Ulf Poschardt, Herausgeber der »Welt«, hat auf den Wiener Festwochen ein flammendes Plädoyer für Israel, seine Armee und Regierung gehalten. Am Samstag war der Journalist und Autor einer der Teilnehmer des Diskussionsformats »Wiener Kongresse«. Ein Video seiner in diesem Rahmen gehaltenen Rede veröffentlichte Poschardt auf seinem »X«-Profil.

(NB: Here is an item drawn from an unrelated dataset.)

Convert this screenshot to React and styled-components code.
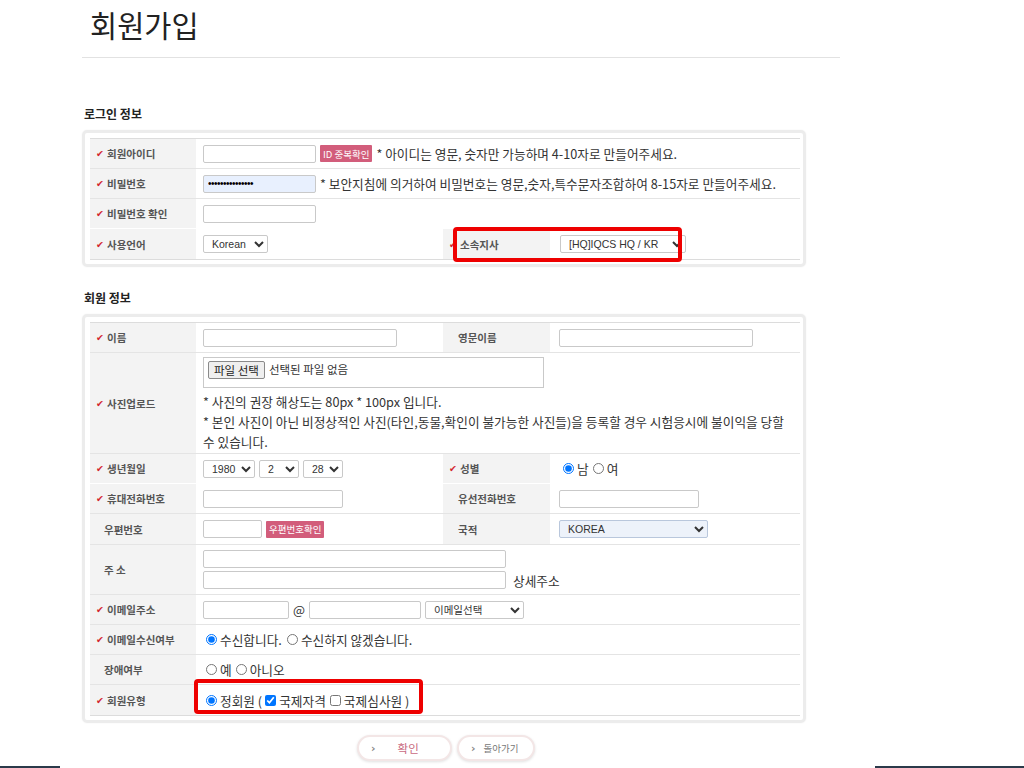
import React from 'react';
import styled, { createGlobalStyle } from 'styled-components';

const GlobalStyle = createGlobalStyle`
  html, body {
    margin: 0;
    padding: 0;
    background: #fff;
  }
  body {
    font-family: "Noto Sans CJK KR", "Noto Sans", sans-serif;
    color: #333;
  }
  * { box-sizing: border-box; }
`;

const Page = styled.div`
  width: 1024px;
  height: 768px;
  overflow: hidden;
  display: flex;
  flex-direction: column;
`;

const Content = styled.div`
  margin-left: 82px;
  width: 758px;
`;

const Title = styled.h1`
  margin: 0;
  height: 58px;
  padding: 3px 0 0 8px;
  font-size: 29.5px;
  font-weight: 400;
  color: #222;
  border-bottom: 1px solid #e2e2e2;
`;

const SectionTitle = styled.h2`
  margin: ${p => p.$top}px 0 0 2px;
  height: 24px;
  font-size: 12px;
  font-weight: 700;
  color: #222;
  line-height: 16px;
`;

const Frame = styled.div`
  width: 724px;
  border: 3px solid #ececec;
  border-radius: 5px;
  padding: 5px 3px 4px 5px;
  box-shadow: 0 0 2px rgba(0, 0, 0, 0.06);
`;

const Table = styled.div`
  border-top: 1px solid #dcdcdc;
  border-bottom: 1px solid #dcdcdc;
`;

const Row = styled.div`
  position: relative;
  display: grid;
  grid-template-columns: 106px 247px 107px 1fr;
  height: ${p => p.$h || 30}px;
  border-bottom: 1px solid ${p => (p.$noLine ? 'transparent' : '#e4e4e4')};
  &:last-child {
    border-bottom: none;
  }
`;

const Label = styled.div`
  display: flex;
  align-items: center;
  background: #f3f3f3;
  padding-left: ${p => (p.$req ? 6 : 14)}px;
  font-size: 10.5px;
  font-weight: 700;
  color: #555;
  white-space: nowrap;
`;

const SideLabel = styled(Label)`
  padding-left: ${p => (p.$req ? 6 : 15)}px;
`;

const Check = styled.span`
  font-family: "DejaVu Sans", sans-serif;
  color: #d3262f;
  font-size: 9.5px;
  width: 11px;
`;

const Field = styled.div`
  display: flex;
  align-items: center;
  gap: 4px;
  padding-left: ${p => p.$pad ?? 7}px;
  grid-column: ${p => (p.$span ? `span ${p.$span}` : 'auto')};
  font-size: 12.7px;
  color: #333;
  white-space: nowrap;
`;

const PhotoField = styled(Field)`
  flex-direction: column;
  align-items: flex-start;
  gap: 0;
  padding-top: 4px;
  white-space: normal;
`;

const AddressField = styled(Field)`
  flex-direction: column;
  align-items: flex-start;
  justify-content: center;
  gap: 3px;
`;

const Line = styled.div`
  display: flex;
  align-items: center;
  gap: 7px;
`;

const TextInput = styled.input`
  width: ${p => p.$w}px;
  height: 18px;
  border: 1px solid #c9c9c9;
  border-radius: 2px;
  background: ${p => (p.$filled ? '#e8f0fe' : '#fff')};
  font-size: 10px;
  padding: 0 4px;
  letter-spacing: ${p => (p.$filled ? '-0.5px' : '0')};
`;

const Select = styled.select`
  width: ${p => p.$w}px;
  height: 18px;
  border: 1px solid ${p => (p.$blue ? '#b9c7dc' : '#c9c9c9')};
  background: ${p => (p.$blue ? '#edf2fa' : '#fff')};
  border-radius: 2px;
  font-family: "Liberation Sans", Arial, "Noto Sans CJK KR", sans-serif;
  font-size: 10.5px;
  color: #333;
  padding: 0 2px 0 4px;
`;

const PinkButton = styled.span`
  display: inline-flex;
  align-items: center;
  height: 17px;
  padding: 0 3px;
  background: #d25d7b;
  color: #fff;
  font-size: 9.5px;
  border-radius: 1px;
`;

const Note = styled.span`
  font-size: 12.7px;
  color: #333;
`;

const FileBox = styled.div`
  width: 341px;
  height: 31px;
  border: 1px solid #c9c9c9;
  display: flex;
  align-items: flex-start;
  padding: 3px 4px;
  gap: 4px;
  font-size: 11.5px;
`;

const FileButton = styled.span`
  display: inline-flex;
  align-items: center;
  height: 18px;
  padding: 0 5px;
  border: 1px solid #8a8a8a;
  border-radius: 2px;
  background: #efefef;
  font-size: 11.5px;
  color: #222;
`;

const PhotoNotes = styled.div`
  margin-top: 4px;
  font-size: 12.7px;
  line-height: 20px;
  color: #333;
  width: 590px;
`;

const Choice = styled.label`
  display: inline-flex;
  align-items: center;
  font-size: 12.7px;
  color: #333;
  margin-right: ${p => p.$mr ?? 2}px;
  input {
    margin: 0 3px 0 ${p => p.$ml ?? 0}px;
    width: 11px;
    height: 11px;
  }
`;

const ChoiceGroup = styled(Field)`
  gap: 0;
`;

const Highlight = styled.div`
  position: absolute;
  left: ${p => p.$x}px;
  top: ${p => p.$y}px;
  width: ${p => p.$w}px;
  height: ${p => p.$h}px;
  border: 4px solid #ee0000;
  border-radius: 4px;
  pointer-events: none;
`;

const ButtonRow = styled.div`
  width: 724px;
  display: flex;
  justify-content: center;
  gap: 5px;
  margin-top: 12px;
  padding-left: 4px;
`;

const Pill = styled.div`
  width: ${p => p.$w}px;
  height: 26px;
  border: 2px solid #f3e6e6;
  border-radius: 14px;
  box-shadow: 0 1px 3px rgba(0, 0, 0, 0.12);
  display: flex;
  align-items: center;
  padding-left: 12px;
  gap: ${p => p.$gap}px;
  font-size: ${p => p.$fs}px;
  color: ${p => p.$color};
  background: #fff;
`;

const Chevron = styled.span`
  font-family: "DejaVu Sans", sans-serif;
  color: #888;
  font-size: 11px;
  font-weight: 700;
`;

const Footer = styled.div`
  margin-top: auto;
  display: flex;
  justify-content: space-between;
  height: 2px;
`;

const FooterBar = styled.div`
  width: ${p => p.$w}px;
  background: #2b3a4a;
`;

const Req = ({ children }) => (
  <>
    <Check>✔</Check>
    {children}
  </>
);

export default function App() {
  return (
    <Page>
      <GlobalStyle />
      <Content>
        <Title>회원가입</Title>

        <SectionTitle $top={48}>로그인 정보</SectionTitle>
        <Frame>
          <Table>
            <Row>
              <Label $req><Req>회원아이디</Req></Label>
              <Field $span={3}>
                <TextInput $w={113} />
                <PinkButton>ID 중복확인</PinkButton>
                <Note>* 아이디는 영문, 숫자만 가능하며 4-10자로 만들어주세요.</Note>
              </Field>
            </Row>
            <Row>
              <Label $req><Req>비밀번호</Req></Label>
              <Field $span={3}>
                <TextInput $w={113} $filled type="password" defaultValue="123456789012345" />
                <Note>* 보안지침에 의거하여 비밀번호는 영문,숫자,특수문자조합하여 8-15자로 만들어주세요.</Note>
              </Field>
            </Row>
            <Row $noLine>
              <Label $req><Req>비밀번호 확인</Req></Label>
              <Field $span={3}>
                <TextInput $w={113} />
              </Field>
            </Row>
            <Row>
              <Label $req><Req>사용언어</Req></Label>
              <Field>
                <Select $w={65} defaultValue="Korean">
                  <option>Korean</option>
                  <option>English</option>
                </Select>
              </Field>
              <SideLabel $req><Req>소속지사</Req></SideLabel>
              <Field $pad={10}>
                <Select $w={126}>
                  <option>[HQ]IQCS HQ / KR</option>
                </Select>
              </Field>
              <Highlight $x={363} $y={-2} $w={229} $h={35} />
            </Row>
          </Table>
        </Frame>

        <SectionTitle $top={23}>회원 정보</SectionTitle>
        <Frame>
          <Table>
            <Row>
              <Label $req><Req>이름</Req></Label>
              <Field><TextInput $w={194} /></Field>
              <SideLabel>영문이름</SideLabel>
              <Field $pad={9}><TextInput $w={194} /></Field>
            </Row>
            <Row $h={101}>
              <Label $req><Req>사진업로드</Req></Label>
              <PhotoField $span={3}>
                <FileBox>
                  <FileButton>파일 선택</FileButton>
                  <span>선택된 파일 없음</span>
                </FileBox>
                <PhotoNotes>
                  * 사진의 권장 해상도는 80px * 100px 입니다.<br />
                  * 본인 사진이 아닌 비정상적인 사진(타인,동물,확인이 불가능한 사진들)을 등록할 경우 시험응시에 불이익을 당할 수 있습니다.
                </PhotoNotes>
              </PhotoField>
            </Row>
            <Row $noLine>
              <Label $req><Req>생년월일</Req></Label>
              <Field>
                <Select $w={52}><option>1980</option></Select>
                <Select $w={40}><option>2</option></Select>
                <Select $w={40}><option>28</option></Select>
              </Field>
              <SideLabel $req><Req>성별</Req></SideLabel>
              <ChoiceGroup $pad={13}>
                <Choice $mr={4}><input type="radio" name="sex" defaultChecked />남</Choice>
                <Choice><input type="radio" name="sex" />여</Choice>
              </ChoiceGroup>
            </Row>
            <Row>
              <Label $req><Req>휴대전화번호</Req></Label>
              <Field><TextInput $w={140} /></Field>
              <SideLabel>유선전화번호</SideLabel>
              <Field $pad={9}><TextInput $w={140} /></Field>
            </Row>
            <Row $h={31}>
              <Label>우편번호</Label>
              <Field>
                <TextInput $w={59} />
                <PinkButton>우편번호확인</PinkButton>
              </Field>
              <SideLabel>국적</SideLabel>
              <Field $pad={9}>
                <Select $w={149} $blue><option>KOREA</option></Select>
              </Field>
            </Row>
            <Row $h={50}>
              <Label>주 소</Label>
              <AddressField $span={3}>
                <TextInput $w={303} />
                <Line>
                  <TextInput $w={303} />
                  <Note>상세주소</Note>
                </Line>
              </AddressField>
            </Row>
            <Row>
              <Label $req><Req>이메일주소</Req></Label>
              <Field $span={3}>
                <TextInput $w={86} />
                <Note>@</Note>
                <TextInput $w={112} />
                <Select $w={99}><option>이메일선택</option></Select>
              </Field>
            </Row>
            <Row>
              <Label $req><Req>이메일수신여부</Req></Label>
              <ChoiceGroup $span={3} $pad={10}>
                <Choice $mr={5}><input type="radio" name="mail" defaultChecked />수신합니다.</Choice>
                <Choice><input type="radio" name="mail" />수신하지 않겠습니다.</Choice>
              </ChoiceGroup>
            </Row>
            <Row>
              <Label>장애여부</Label>
              <ChoiceGroup $span={3} $pad={10}>
                <Choice $mr={4}><input type="radio" name="dis" />예</Choice>
                <Choice><input type="radio" name="dis" />아니오</Choice>
              </ChoiceGroup>
            </Row>
            <Row>
              <Label $req><Req>회원유형</Req></Label>
              <ChoiceGroup $span={3} $pad={10}>
                <Choice $mr={3}><input type="radio" name="type" defaultChecked />정회원 (</Choice>
                <Choice $mr={4}><input type="checkbox" defaultChecked />국제자격</Choice>
                <Choice><input type="checkbox" />국제심사원 )</Choice>
              </ChoiceGroup>
              <Highlight $x={104} $y={-6} $w={229} $h={35} />
            </Row>
          </Table>
        </Frame>

        <ButtonRow>
          <Pill $w={95} $gap={22} $fs={11.5} $color="#c96a7e">
            <Chevron>›</Chevron>확인
          </Pill>
          <Pill $w={78} $gap={8} $fs={9.5} $color="#777">
            <Chevron>›</Chevron>돌아가기
          </Pill>
        </ButtonRow>
      </Content>
      <Footer>
        <FooterBar $w={60} />
        <FooterBar $w={149} />
      </Footer>
    </Page>
  );
}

Zu Beginn seines Redebeitrags wich er vom vorbereiteten Manuskript ab – eigentlich war er gekommen, um die Thesen seines neuen Buches »Shitbürgertum« vorzutragen – und wendete sich an seinen Vorredner Milo Rau, Theatermacher und Intendant der Wiener Festwochen. Rau habe laut Poschardt Israel einseitig kritisiert: »Bei Taliban: Schweigen; bei Assad: Schweigen; sonst wo in der arabischen Welt: Schweigen. Nie irgendwas.« Aus diesem Grund, so Poschardt, wolle er »diese Rede der IDF widmen, der israelischen Defence Force«.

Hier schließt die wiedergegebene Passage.